Exercise: Copy the data word for word, keeping every line.

* * * * *

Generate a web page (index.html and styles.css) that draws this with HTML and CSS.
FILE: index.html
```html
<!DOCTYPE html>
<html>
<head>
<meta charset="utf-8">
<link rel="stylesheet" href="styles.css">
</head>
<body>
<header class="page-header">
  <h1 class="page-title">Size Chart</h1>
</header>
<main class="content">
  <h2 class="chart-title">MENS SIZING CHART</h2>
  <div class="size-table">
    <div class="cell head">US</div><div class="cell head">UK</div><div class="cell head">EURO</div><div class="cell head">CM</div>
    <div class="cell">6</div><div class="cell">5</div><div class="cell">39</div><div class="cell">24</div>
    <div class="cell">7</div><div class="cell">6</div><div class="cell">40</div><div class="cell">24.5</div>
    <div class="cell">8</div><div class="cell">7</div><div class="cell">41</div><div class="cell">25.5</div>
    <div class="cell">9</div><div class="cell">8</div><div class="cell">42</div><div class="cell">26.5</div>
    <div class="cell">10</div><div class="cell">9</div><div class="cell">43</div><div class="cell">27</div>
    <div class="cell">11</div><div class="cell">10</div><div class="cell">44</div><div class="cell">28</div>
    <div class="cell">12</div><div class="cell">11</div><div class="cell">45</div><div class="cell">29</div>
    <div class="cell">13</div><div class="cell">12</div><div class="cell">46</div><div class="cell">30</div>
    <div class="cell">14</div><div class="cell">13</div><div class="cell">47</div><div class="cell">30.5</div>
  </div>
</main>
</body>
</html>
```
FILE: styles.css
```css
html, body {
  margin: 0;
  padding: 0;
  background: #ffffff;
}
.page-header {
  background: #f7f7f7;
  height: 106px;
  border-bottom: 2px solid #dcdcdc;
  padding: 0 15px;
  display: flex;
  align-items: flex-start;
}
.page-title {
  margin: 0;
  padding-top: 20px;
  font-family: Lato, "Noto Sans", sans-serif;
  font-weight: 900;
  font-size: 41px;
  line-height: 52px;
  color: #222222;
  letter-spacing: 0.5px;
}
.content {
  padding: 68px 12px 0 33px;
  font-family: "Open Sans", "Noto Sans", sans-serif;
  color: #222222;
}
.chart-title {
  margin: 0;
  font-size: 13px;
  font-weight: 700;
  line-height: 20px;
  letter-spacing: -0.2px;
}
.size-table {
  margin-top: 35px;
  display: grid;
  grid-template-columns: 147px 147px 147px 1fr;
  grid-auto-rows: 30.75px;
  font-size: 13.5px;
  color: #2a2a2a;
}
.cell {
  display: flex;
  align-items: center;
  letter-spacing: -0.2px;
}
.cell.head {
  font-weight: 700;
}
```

* * * * *

Exercise answer:
Generate a web page (index.html and styles.css) that draws this with HTML and CSS.
FILE: index.html
```html
<!DOCTYPE html>
<html>
<head>
<meta charset="utf-8">
<link rel="stylesheet" href="styles.css">
</head>
<body>
<header class="page-header">
  <h1 class="page-title">Size Chart</h1>
</header>
<main class="content">
  <h2 class="chart-title">MENS SIZING CHART</h2>
  <div class="size-table">
    <div class="cell head">US</div><div class="cell head">UK</div><div class="cell head">EURO</div><div class="cell head">CM</div>
    <div class="cell">6</div><div class="cell">5</div><div class="cell">39</div><div class="cell">24</div>
    <div class="cell">7</div><div class="cell">6</div><div class="cell">40</div><div class="cell">24.5</div>
    <div class="cell">8</div><div class="cell">7</div><div class="cell">41</div><div class="cell">25.5</div>
    <div class="cell">9</div><div class="cell">8</div><div class="cell">42</div><div class="cell">26.5</div>
    <div class="cell">10</div><div class="cell">9</div><div class="cell">43</div><div class="cell">27</div>
    <div class="cell">11</div><div class="cell">10</div><div class="cell">44</div><div class="cell">28</div>
    <div class="cell">12</div><div class="cell">11</div><div class="cell">45</div><div class="cell">29</div>
    <div class="cell">13</div><div class="cell">12</div><div class="cell">46</div><div class="cell">30</div>
    <div class="cell">14</div><div class="cell">13</div><div class="cell">47</div><div class="cell">30.5</div>
  </div>
</main>
</body>
</html>
```
FILE: styles.css
```css
html, body {
  margin: 0;
  padding: 0;
  background: #ffffff;
}
.page-header {
  background: #f7f7f7;
  height: 106px;
  border-bottom: 2px solid #dcdcdc;
  padding: 0 15px;
  display: flex;
  align-items: flex-start;
}
.page-title {
  margin: 0;
  padding-top: 20px;
  font-family: Lato, "Noto Sans", sans-serif;
  font-weight: 900;
  font-size: 41px;
  line-height: 52px;
  color: #222222;
  letter-spacing: 0.5px;
}
.content {
  padding: 68px 12px 0 33px;
  font-family: "Open Sans", "Noto Sans", sans-serif;
  color: #222222;
}
.chart-title {
  margin: 0;
  font-size: 13px;
  font-weight: 700;
  line-height: 20px;
  letter-spacing: -0.2px;
}
.size-table {
  margin-top: 35px;
  display: grid;
  grid-template-columns: 147px 147px 147px 1fr;
  grid-auto-rows: 30.75px;
  font-size: 13.5px;
  color: #2a2a2a;
}
.cell {
  display: flex;
  align-items: center;
  letter-spacing: -0.2px;
}
.cell.head {
  font-weight: 700;
}
```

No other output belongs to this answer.